— BEGIN STORED DATA —

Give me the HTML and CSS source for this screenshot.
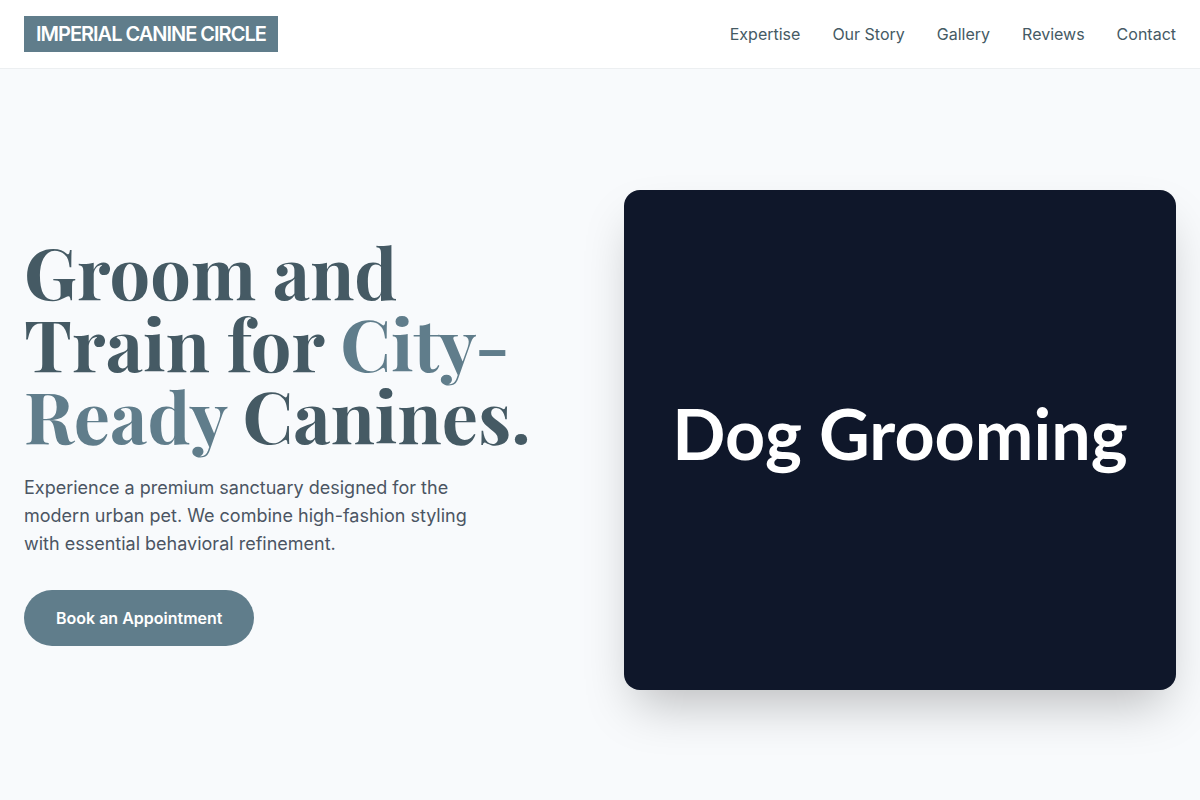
FILE: index.html
```
<!DOCTYPE html>
<html lang="en">
<head>
    <meta charset="UTF-8">
    <meta name="viewport" content="width=device-width, initial-scale=1.0">
    <title>Imperial Canine Circle</title>
    <link rel="stylesheet" href="styles.css">
</head>
<body>
    <header class="site-header">
        <a href="#home" class="logo">IMPERIAL CANINE CIRCLE</a>
        <nav class="nav">
            <a href="#expertise">Expertise</a>
            <a href="#story">Our Story</a>
            <a href="#gallery">Gallery</a>
            <a href="#reviews">Reviews</a>
            <a href="#contact">Contact</a>
        </nav>
    </header>

    <section class="hero" id="home">
        <div class="hero-text">
            <h1>Groom and Train for <span class="accent">City-Ready</span> Canines.</h1>
            <p>Experience a premium sanctuary designed for the modern urban pet. We combine high-fashion styling with essential behavioral refinement.</p>
            <a href="#contact" class="btn">Book an Appointment</a>
        </div>
        <div class="hero-image">
            <span>Dog Grooming</span>
        </div>
    </section>
</body>
</html>
```
FILE: styles.css
```
* {
    box-sizing: border-box;
    margin: 0;
    padding: 0;
}
body {
    font-family: Inter, "Liberation Sans", sans-serif;
    font-size: 16px;
    line-height: 24px;
    color: #455a64;
    background: #f8fafc;
}
a {
    color: inherit;
    text-decoration: none;
}
/* header */
.site-header {
    position: fixed;
    top: 0;
    left: 0;
    right: 0;
    z-index: 10;
    display: flex;
    justify-content: space-between;
    align-items: center;
    padding: 16px 24px;
    background: #fff;
    border-bottom: 1px solid #eceff1;
}
.logo {
    padding: 4px 12px;
    font-size: 20px;
    line-height: 28px;
    font-weight: 600;
    letter-spacing: -1px;
    color: #fff;
    background: #607d8b;
}
.nav {
    display: flex;
    gap: 32px;
}
.nav a:hover {
    color: #607d8b;
}
/* hero */
.hero {
    display: grid;
    grid-template-columns: 1fr 1fr;
    gap: 48px;
    align-items: center;
    min-height: 100vh;
    padding: 80px 24px 0;
}
.hero h1 {
    margin-bottom: 24px;
    font-family: "Playfair Display", "Liberation Serif", serif;
    font-size: 72px;
    line-height: 72px;
    font-weight: 700;
}
.hero .accent {
    color: #607d8b;
}
.hero p {
    max-width: 448px;
    margin-bottom: 32px;
    font-size: 18px;
    line-height: 28px;
    color: #4b5563;
}
.btn {
    display: inline-block;
    padding: 16px 32px;
    font-weight: 600;
    color: #fff;
    background: #607d8b;
    border-radius: 28px;
}
.btn:hover {
    background: #455a64;
}
.hero-image {
    display: flex;
    justify-content: center;
    align-items: center;
    height: 500px;
    padding-bottom: 14px;
    border-radius: 16px;
    background: #0f172a;
    box-shadow: 0 25px 50px -12px rgba(0, 0, 0, 0.25);
    font-family: Lato, sans-serif;
    font-size: 70px;
    line-height: 1;
    font-weight: 700;
    color: #fff;
}
@media (max-width: 768px) {
    .nav {
        display: none;
    }
    .hero {
        grid-template-columns: 1fr;
        padding-bottom: 48px;
    }
    .hero h1 {
        font-size: 48px;
        line-height: 1;
    }
    .hero-image {
        font-size: 40px;
    }
}
```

— END STORED DATA —

● PROBLEM TO WORK ON
From the data above, write out everything exactly except the pictures.

● OUTPUT
Give me the HTML and CSS source for this screenshot.
FILE: index.html
```
<!DOCTYPE html>
<html lang="en">
<head>
    <meta charset="UTF-8">
    <meta name="viewport" content="width=device-width, initial-scale=1.0">
    <title>Imperial Canine Circle</title>
    <link rel="stylesheet" href="styles.css">
</head>
<body>
    <header class="site-header">
        <a href="#home" class="logo">IMPERIAL CANINE CIRCLE</a>
        <nav class="nav">
            <a href="#expertise">Expertise</a>
            <a href="#story">Our Story</a>
            <a href="#gallery">Gallery</a>
            <a href="#reviews">Reviews</a>
            <a href="#contact">Contact</a>
        </nav>
    </header>

    <section class="hero" id="home">
        <div class="hero-text">
            <h1>Groom and Train for <span class="accent">City-Ready</span> Canines.</h1>
            <p>Experience a premium sanctuary designed for the modern urban pet. We combine high-fashion styling with essential behavioral refinement.</p>
            <a href="#contact" class="btn">Book an Appointment</a>
        </div>
        <div class="hero-image">
            <span>Dog Grooming</span>
        </div>
    </section>
</body>
</html>
```
FILE: styles.css
```
* {
    box-sizing: border-box;
    margin: 0;
    padding: 0;
}
body {
    font-family: Inter, "Liberation Sans", sans-serif;
    font-size: 16px;
    line-height: 24px;
    color: #455a64;
    background: #f8fafc;
}
a {
    color: inherit;
    text-decoration: none;
}
/* header */
.site-header {
    position: fixed;
    top: 0;
    left: 0;
    right: 0;
    z-index: 10;
    display: flex;
    justify-content: space-between;
    align-items: center;
    padding: 16px 24px;
    background: #fff;
    border-bottom: 1px solid #eceff1;
}
.logo {
    padding: 4px 12px;
    font-size: 20px;
    line-height: 28px;
    font-weight: 600;
    letter-spacing: -1px;
    color: #fff;
    background: #607d8b;
}
.nav {
    display: flex;
    gap: 32px;
}
.nav a:hover {
    color: #607d8b;
}
/* hero */
.hero {
    display: grid;
    grid-template-columns: 1fr 1fr;
    gap: 48px;
    align-items: center;
    min-height: 100vh;
    padding: 80px 24px 0;
}
.hero h1 {
    margin-bottom: 24px;
    font-family: "Playfair Display", "Liberation Serif", serif;
    font-size: 72px;
    line-height: 72px;
    font-weight: 700;
}
.hero .accent {
    color: #607d8b;
}
.hero p {
    max-width: 448px;
    margin-bottom: 32px;
    font-size: 18px;
    line-height: 28px;
    color: #4b5563;
}
.btn {
    display: inline-block;
    padding: 16px 32px;
    font-weight: 600;
    color: #fff;
    background: #607d8b;
    border-radius: 28px;
}
.btn:hover {
    background: #455a64;
}
.hero-image {
    display: flex;
    justify-content: center;
    align-items: center;
    height: 500px;
    padding-bottom: 14px;
    border-radius: 16px;
    background: #0f172a;
    box-shadow: 0 25px 50px -12px rgba(0, 0, 0, 0.25);
    font-family: Lato, sans-serif;
    font-size: 70px;
    line-height: 1;
    font-weight: 700;
    color: #fff;
}
@media (max-width: 768px) {
    .nav {
        display: none;
    }
    .hero {
        grid-template-columns: 1fr;
        padding-bottom: 48px;
    }
    .hero h1 {
        font-size: 48px;
        line-height: 1;
    }
    .hero-image {
        font-size: 40px;
    }
}
```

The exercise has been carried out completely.